Course materials, readings, assignments, and datasets will be available from the website. Course announcements will be posted to the main page of the website - students are expected to check the website several times per week.

- Required textbook
There is no official course textbook. We will use the instructor's slides for the course. You will supplement these slides with notes from the class. The definitive reference sources will be a variety of journal articles that are listed on the literature website. The instructor will point out which readings correspond to each section of the course.

Other reference texts are generally available in Thode Library.

- Course software
- Software is obviously critical when dealing with data analysis. However this course will focus on the methods and in particular
*understanding*exactly what the methods are doing and*how to interpret*the results. This means you can pretty much use any software package in the future. We will use a variety of software packages in the course, but the main one will be ProSensus Multivariate which has a 1 year academic license. - Course outline
The course is divided into several sections, taught over 12 weeks. The exact outline is still to be announced, but these topics will be covered.
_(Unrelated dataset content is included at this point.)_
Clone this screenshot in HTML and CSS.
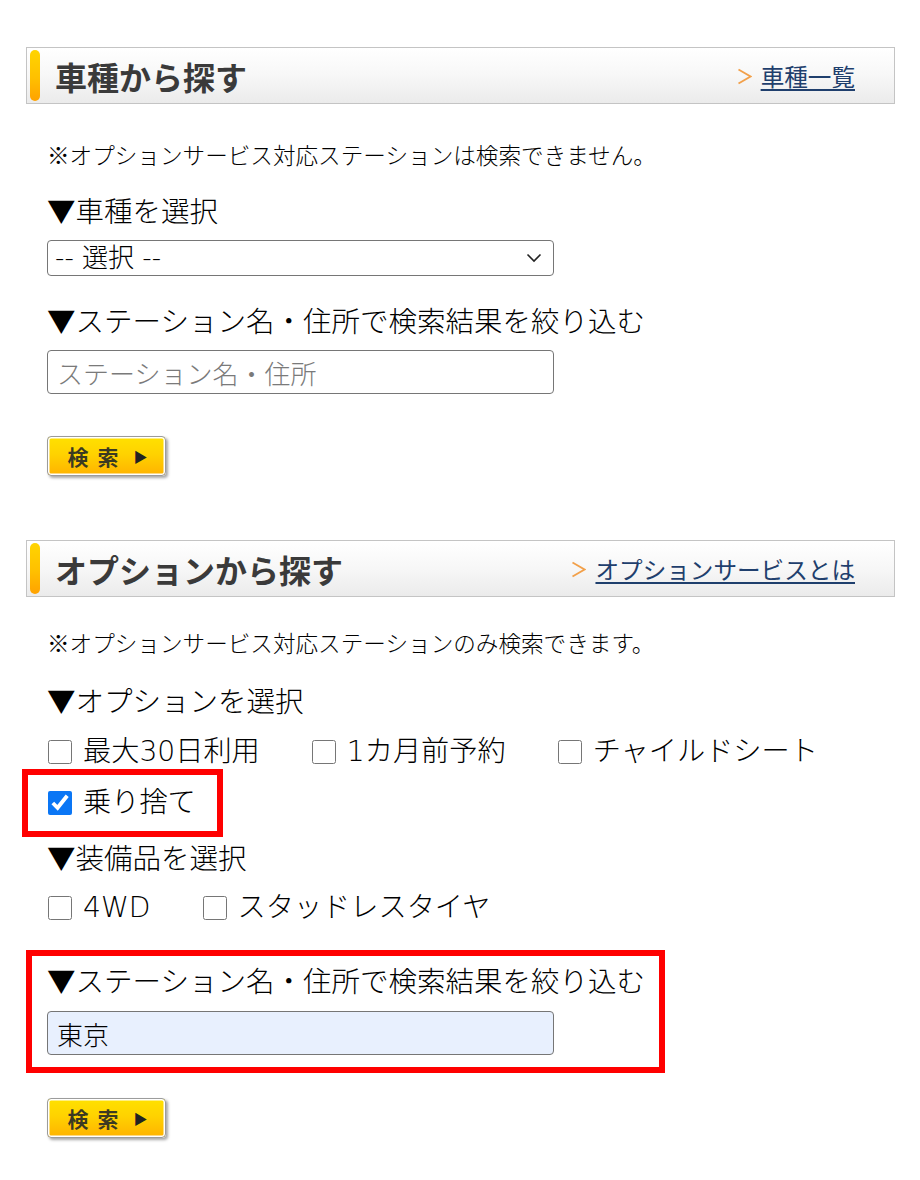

- Justification for using multivariate methods
- Large datasets and different ways to visualize them: sparklines, scatterplot matrices, histograms, box plots
- PCA: preprocessing, conceptual, geometric and algebraic interpretations
- Interpreting scores, loadings, SPE, \(T^2\) and contribution plots
- PCA: different ways to calculate the PCA model
- PCA: explaining variance and when to stop: scree plot, \(Q^2\), and other methods
- PCA applications: learning from data, troubleshooting, process improvement (e.g. early release of a manufactured product); incorporating first-principles models
- Regression modelling: OLS, MLR, PCR, introducing PLS
- PLS: calculating the model, interpreting weights, difference between loadings and weights; cautions regarding empirical models
- PLS applications: Monitoring with a PCA and PLS model; classification: PCA, PLS-DA, PLS
- Multiblock data sets (models from many data sources): process understanding, process monitoring
- Time series analysis (process dynamics via lagging) and batch data (how unfolding is just another form of lagging): feature extraction, alignment, missing data imputation
- Kernel methods for extremely large data sets; model updating with new data (adaptive modelling)
- The latent variable space: DOE's in the latent space, QSAR, principle properties
- Process control, product design and optimization in the latent variable space

# Grading

To assess your understanding of the course materials, the grading for the course will be:

Component | Fraction | Notes |
---|---|---|

Assignments | 20% | Expect around 4 to 6 assignments, to be completed individually |

Class participation | 10% | Discussion of assignments and assigned readings, questions and overall participation is required from all students. |

Final project | 70% | An in-class presentation and written project report. |

Policies regarding grading

- Readings will be assigned each week, and then discussed in class the following week.
- The final grades will be converted to letter grades using the Registrar's recommended procedure.
- Adjustment to the final grades may be done at the discretion of the instructor.

# Important notes

- Class participation
- Please bring a laptop to every class. Various software packages will be demonstrated during class time, and it will be to your advantage to following along with the instructor. The instructor will present the solutions to the assignments in the software (written solutions are not provided), so again it will be to your advantage to follow along with this.
- Out-of-class access
- Since the course instructor does not have an office on campus, office hours will be after the class time.
- Disclaimer
- The above outline
**may be modified**, as circumstances change.

# Academic integrity

You are expected to exhibit honesty and use ethical behaviour in all aspects of the learning process. Academic credentials you earn are rooted in principles of honesty and academic integrity.

Academic dishonesty is to knowingly act or fail to act in a way that results or could result in unearned academic credit or advantage. This behaviour can result in serious consequences, e.g. the grade of zero on an assignment, loss of credit with a notation on the transcript (notation reads: “Grade of F assigned for academic dishonesty”), and/or suspension or expulsion from the university.

It is your responsibility to understand what constitutes academic dishonesty. For information on the various types of academic dishonesty please refer to the Academic Integrity Policy, located at http://www.mcmaster.ca/academicintegrity

The following illustrates only three forms of academic dishonesty:

- Plagiarism, e.g. the submission of work that is not one’s own or for which other credit has been obtained.
- Improper collaboration in group work: this point is particularly important and will be strongly penalized in this course.
- Copying or using unauthorized aids in tests and examinations.